It’s the anniversary of the first human spaceflight, by Yuri Gagarin.

This was, of course, during the Cold War, a time when American and Soviet astronauts were trying to go higher and farther than their geopolitical rivals, and a time when the world superpowers were involved in some more clandestine high-altitude activities.

Surveillance flights were a big part of the Cold War, including the American military spyplanes known as U2 planes.

That’s where the band got its name.

The CIA flew U2 planes all over the globe, to see what the Soviets were up to, and in doing so, documented all kinds of geographical features from up above.

Two researchers, Emily Hammer of the University of Pennsylvania and Jason Ur of Harvard, decided to go back through these photos, not for their value to Cold War history but for archaeology.

And it turns out, these photos showed a lot: stone wall structures, irrigation canals and hunting traps, all thousands of years old, and some of which wouldn’t be visible today, because of the effects of time.
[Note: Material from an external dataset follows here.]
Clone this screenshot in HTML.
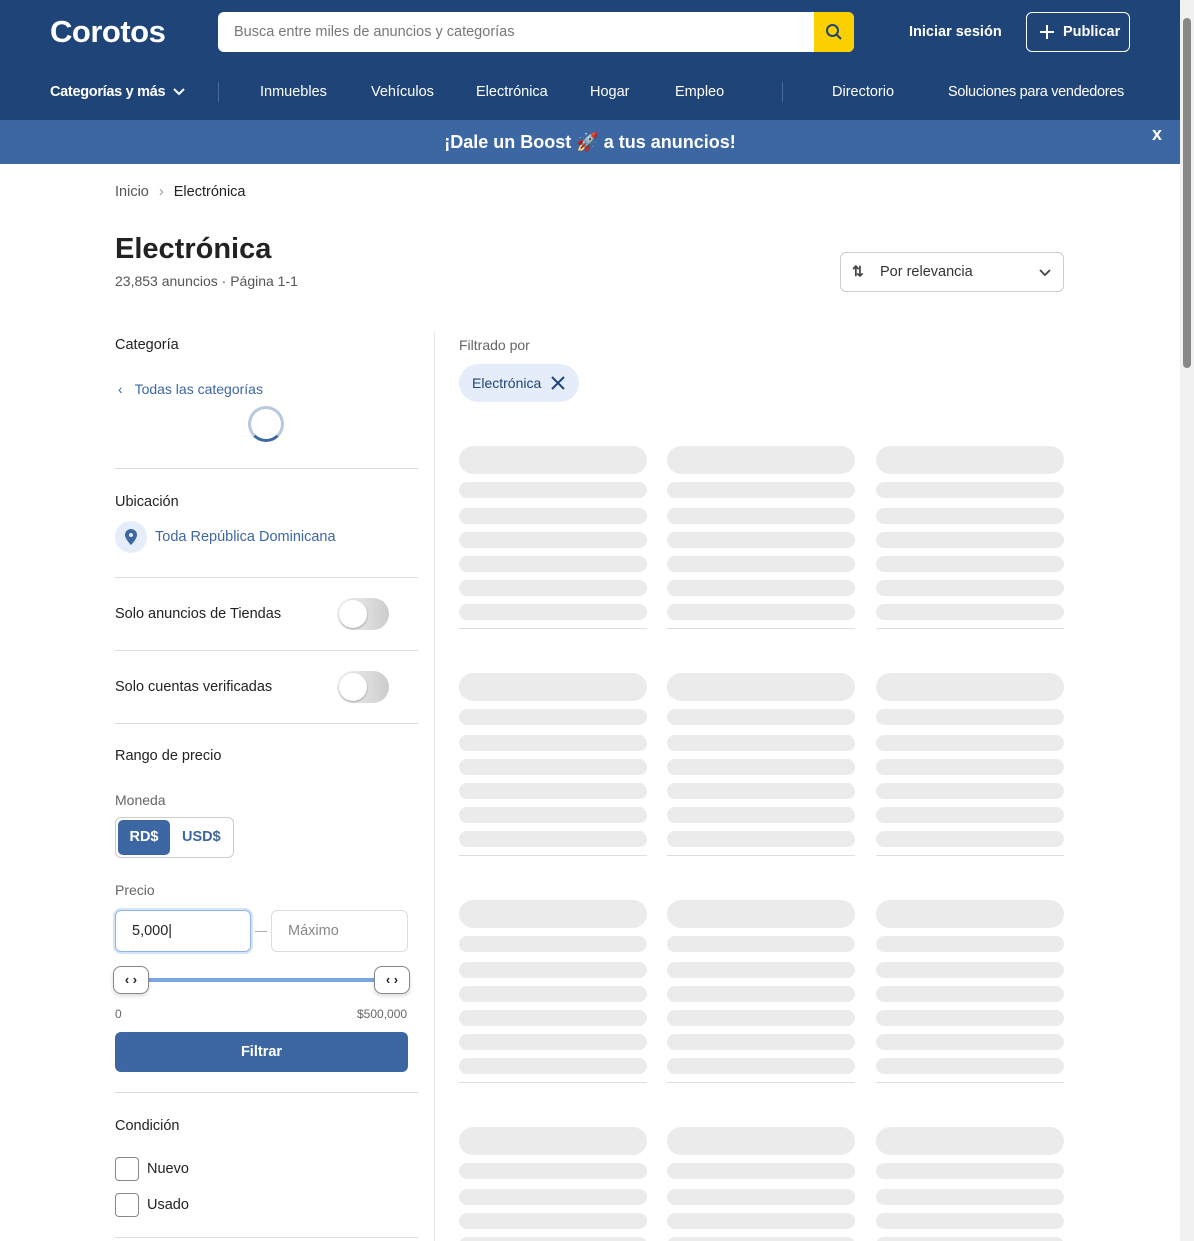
<!DOCTYPE html>
<html><head><meta charset="utf-8">
<style>
*{box-sizing:border-box;margin:0;padding:0}
html,body{width:1194px;height:1241px;overflow:hidden;background:#fff;font-family:"Liberation Sans",sans-serif;color:#222}
#w{position:relative;width:1194px;height:1241px;overflow:hidden}
.a{position:absolute}
.hdr{left:0;top:0;width:1180px;height:120px;background:#1f4478}
.nav{color:#fff;font-size:14.5px;top:84px}
.ban{left:0;top:120px;width:1180px;height:44px;background:#3d67a3;color:#fff;font-weight:bold;font-size:18px;text-align:center;line-height:44px}
.sb{left:1180px;top:0;width:14px;height:1241px;background:#f1f1f1}
.hr{height:1px;background:#ddd;left:115px;width:303px}
.lbl{font-size:14.5px;color:#222;left:115px}
.tog{width:52px;height:32px;border-radius:16px;background:linear-gradient(90deg,#f4f4f4,#ccc);left:337px}
.tog::after{content:"";position:absolute;left:2px;top:2px;width:28px;height:28px;border-radius:50%;background:#fff;box-shadow:0 1px 2px rgba(0,0,0,.3)}
.sk{background:#ebebeb;border-radius:8px;width:188px;height:16px}
.skt{height:28px;border-radius:14px}
.skl{height:1px;background:#ddd;width:188px}
.chk{width:24px;height:24px;border:1px solid #888;border-radius:4px;left:115px}
.th{width:36px;height:28px;border:1px solid #888;border-radius:8px;background:#fff;font-size:13px;font-weight:bold;text-align:center;line-height:25px;box-shadow:0 2px 4px rgba(0,0,0,.15)}
</style></head><body><div id="w">
<div class="a hdr"></div>
<div class="a" style="left:50px;top:14px;color:#fff;font-size:31px;font-weight:bold;letter-spacing:-0.5px">Corotos</div>
<div class="a" style="left:218px;top:12px;width:636px;height:40px;background:#fff;border-radius:6px;overflow:hidden">
 <div class="a" style="left:16px;top:12px;font-size:14.5px;color:#777">Busca entre miles de anuncios y categorías</div>
 <div class="a" style="left:596px;top:0;width:40px;height:40px;background:#fccf00">
  <svg class="a" style="left:11px;top:11px" width="18" height="18" viewBox="0 0 18 18"><circle cx="7.5" cy="7.5" r="5.5" fill="none" stroke="#1f4478" stroke-width="2"/><path d="M11.5 11.5L16 16" stroke="#1f4478" stroke-width="2"/></svg>
 </div>
</div>
<div class="a" style="left:909px;top:24px;color:#fff;font-weight:bold;font-size:14.5px">Iniciar sesión</div>
<div class="a" style="left:1026px;top:12px;width:104px;height:40px;border:1px solid #fff;border-radius:6px;color:#fff;font-weight:bold;font-size:14.5px;line-height:38px;padding-left:36px">Publicar</div>
<svg class="a" style="left:1039px;top:24px" width="16" height="16"><path d="M8 1v14M1 8h14" stroke="#fff" stroke-width="2"/></svg>
<div class="a nav" style="left:50px;font-weight:bold;letter-spacing:-0.3px">Categorías y más</div>
<svg class="a" style="left:172px;top:86px" width="14" height="12"><path d="M2 3l5 5 5-5" stroke="#fff" stroke-width="2" fill="none"/></svg>
<div class="a" style="left:218px;top:82px;width:1px;height:20px;background:#4a6b9a"></div>
<div class="a nav" style="left:260px">Inmuebles</div>
<div class="a nav" style="left:371px">Vehículos</div>
<div class="a nav" style="left:476px">Electrónica</div>
<div class="a nav" style="left:590px">Hogar</div>
<div class="a nav" style="left:675px">Empleo</div>
<div class="a" style="left:782px;top:82px;width:1px;height:20px;background:#4a6b9a"></div>
<div class="a nav" style="left:832px">Directorio</div>
<div class="a nav" style="left:948px;letter-spacing:-0.3px">Soluciones para vendedores</div>
<div class="a ban">¡Dale un Boost 🚀 a tus anuncios!</div>
<div class="a" style="left:1152px;top:124px;color:#fff;font-weight:bold;font-size:18px">x</div>
<div class="a sb"><div class="a" style="left:3px;top:18px;width:8px;height:350px;background:#888;border-radius:4px"></div></div>

<div class="a" style="left:115px;top:184px;font-size:14.5px;color:#555">Inicio <span style="color:#999;margin:0 6px">›</span> <span style="color:#222">Electrónica</span></div>
<div class="a" style="left:115px;top:233px;font-size:29px;font-weight:bold;color:#222">Electrónica</div>
<div class="a" style="left:115px;top:273px;font-size:14px;color:#555">23,853 anuncios · Página 1-1</div>
<div class="a" style="left:840px;top:252px;width:224px;height:40px;border:1px solid #ccc;border-radius:6px">
 <div class="a" style="left:11px;top:10px;font-size:14px;color:#444;font-weight:bold">⇅</div>
 <div class="a" style="left:39px;top:11px;font-size:14.5px;color:#333">Por relevancia</div>
 <svg class="a" style="left:197px;top:14px" width="14" height="12"><path d="M2 3l5 5 5-5" stroke="#444" stroke-width="1.8" fill="none"/></svg>
</div>

<div class="a" style="left:434px;top:332px;width:1px;height:909px;background:#e5e5e5"></div>

<div class="a lbl" style="top:337px">Categoría</div>
<div class="a" style="left:118px;top:381px;font-size:14px;color:#3d67a3">‹ <span style="margin-left:8px">Todas las categorías</span></div>
<div class="a" style="left:248px;top:406px;width:36px;height:36px;border-radius:50%;border:3px solid #b8c8dd;border-bottom-color:#3d67a3"></div>
<div class="a hr" style="top:468px"></div>
<div class="a lbl" style="top:494px">Ubicación</div>
<div class="a" style="left:115px;top:521px;width:32px;height:32px;border-radius:50%;background:#e4edf9"></div>
<svg class="a" style="left:124px;top:528px" width="14" height="18" viewBox="0 0 14 18"><path d="M7 1a6 6 0 0 0-6 6c0 4 6 10 6 10s6-6 6-10a6 6 0 0 0-6-6z" fill="#3d67a3"/><circle cx="7" cy="7" r="2" fill="#e4edf9"/></svg>
<div class="a" style="left:155px;top:529px;font-size:14.5px;color:#3d67a3">Toda República Dominicana</div>
<div class="a hr" style="top:577px"></div>
<div class="a lbl" style="top:606px">Solo anuncios de Tiendas</div>
<div class="a tog" style="top:598px"></div>
<div class="a hr" style="top:650px"></div>
<div class="a lbl" style="top:679px">Solo cuentas verificadas</div>
<div class="a tog" style="top:671px"></div>
<div class="a hr" style="top:723px"></div>
<div class="a lbl" style="top:748px">Rango de precio</div>
<div class="a lbl" style="top:792px;color:#666;font-size:14px">Moneda</div>
<div class="a" style="left:115px;top:817px;width:119px;height:41px;border:1px solid #ccc;border-radius:6px">
 <div class="a" style="left:2px;top:2px;width:52px;height:35px;background:#3d67a3;border-radius:5px;color:#fff;font-weight:bold;font-size:14.5px;text-align:center;line-height:35px">RD$</div>
 <div class="a" style="left:66px;top:11px;color:#3d67a3;font-weight:bold;font-size:14.5px">USD$</div>
</div>
<div class="a lbl" style="top:882px;color:#666;font-size:14px">Precio</div>
<div class="a" style="left:115px;top:910px;width:136px;height:42px;border:1px solid #8fb3e8;box-shadow:0 0 0 2px #d6e4f8;border-radius:6px;font-size:14.5px;padding:12px 16px">5,000|</div>
<div class="a" style="left:255px;top:931px;width:12px;height:1px;background:#aaa"></div>
<div class="a" style="left:271px;top:910px;width:137px;height:42px;border:1px solid #ddd;border-radius:6px;font-size:14.5px;color:#888;padding:12px 16px">Máximo</div>
<div class="a" style="left:140px;top:978px;width:245px;height:4px;background:#7aa7e0"></div>
<div class="a th" style="left:113px;top:966px">‹ ›</div>
<div class="a th" style="left:374px;top:966px">‹ ›</div>
<div class="a" style="left:115px;top:1007px;font-size:12px;color:#666">0</div>
<div class="a" style="left:357px;top:1007px;font-size:12px;color:#666">$500,000</div>
<div class="a" style="left:115px;top:1032px;width:293px;height:40px;background:#3d67a3;border-radius:6px;color:#fff;font-weight:bold;font-size:14.5px;text-align:center;line-height:40px">Filtrar</div>
<div class="a hr" style="top:1092px"></div>
<div class="a lbl" style="top:1118px">Condición</div>
<div class="a chk" style="top:1157px"></div>
<div class="a" style="left:147px;top:1161px;font-size:14.5px">Nuevo</div>
<div class="a chk" style="top:1193px"></div>
<div class="a" style="left:147px;top:1197px;font-size:14.5px">Usado</div>
<div class="a hr" style="top:1237px"></div>

<div class="a" style="left:459px;top:337px;font-size:14px;color:#666">Filtrado por</div>
<div class="a" style="left:459px;top:364px;width:120px;height:38px;border-radius:19px;background:#e4edf9;font-size:14px;color:#1f4478;padding:11px 0 0 13px">Electrónica</div>
<svg class="a" style="left:551px;top:376px" width="14" height="14"><path d="M1 1l12 12M13 1L1 13" stroke="#1f4478" stroke-width="2"/></svg>

<div id="g"></div>
</div>
<script>
var h='';[446,673,900,1127].forEach(function(y){[459,667,876].forEach(function(x){
h+='<div class="a sk skt" style="left:'+x+'px;top:'+y+'px"></div>';
[36,62,86,110,134,158].forEach(function(d){h+='<div class="a sk" style="left:'+x+'px;top:'+(y+d)+'px"></div>';});
h+='<div class="a skl" style="left:'+x+'px;top:'+(y+182)+'px"></div>';});});
document.getElementById('g').innerHTML=h;
</script>
</body></html>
These findings are already yielding new insights into how people in ancient civilizations lived, worked and organized.

Music lovers, this is your weekend.

Tomorrow, in Woodstock, Illinois, the Great Lakes Steelpan Festival is getting underway.

Steelpans are, as the name suggests, metal pans that have been shaped to make musical notes.

They originated in Trinidad and Tobago, but are spreading across the world.

The festival in Woodstock will be headlined by the Midwest’s biggest steelpan ensemble, the Potts and Pans Steelband.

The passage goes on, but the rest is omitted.